Wikipedia defines thrownness as the following:
Thrownness (German: Geworfenheit) is a concept introduced by German philosopher Martin Heidegger (1889–1976) to describe humans’ individual existences as being ‘thrown’ (geworfen) into the world.
As I get older, I am starting to believe that we often experience things first, then we make up stories to justify our behaviors. We weave in our felt sensations, our internal motivations, and subconsciously or not our desires as well.
Design, by its contemplative nature really likes constructing stories. Stories like user journeys, especially when stripped of contradictions, become alluring totems that we use to burnish the glean of our designs.

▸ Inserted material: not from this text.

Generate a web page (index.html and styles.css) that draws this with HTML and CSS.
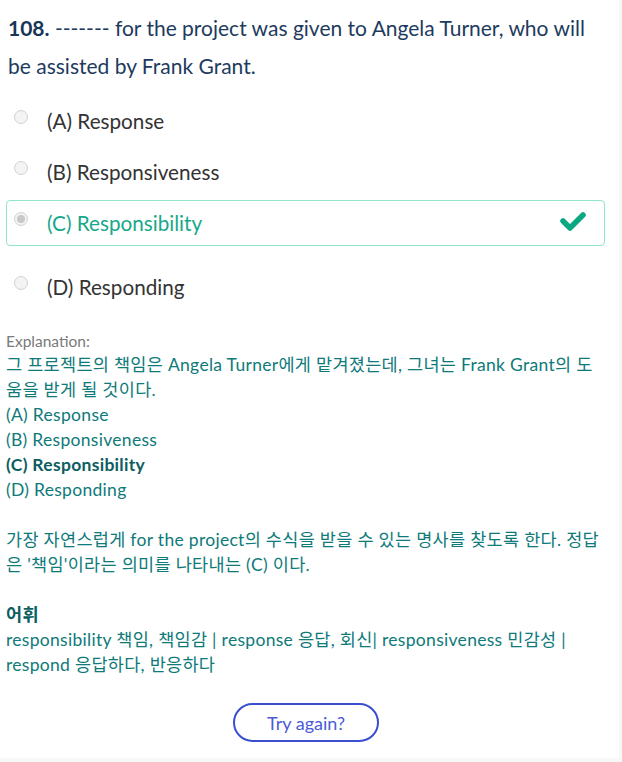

We build flows and interfaces with our perfect information of what we want the user to do. People, on the other hand, experience our designs with what they know and want to accomplish. They do not have knowledge of or care for the frameworks that we attempt to ruthlessly simplify into. Real life is messy and people are thrown into the rhythms of life and have lots of things to worry about other than clicking through our perfectly constructed contraptions.
I am not arguing for abandoning stories or frameworks. They work for a reason. What we need to do is to have less faith in stories but consider them sufficiently so that we can deliver good outcomes, and not so much such that we become prisoners to them.
Sometimes, the best we can do is to watch other people use our software and we’ll realize that how broken everything is.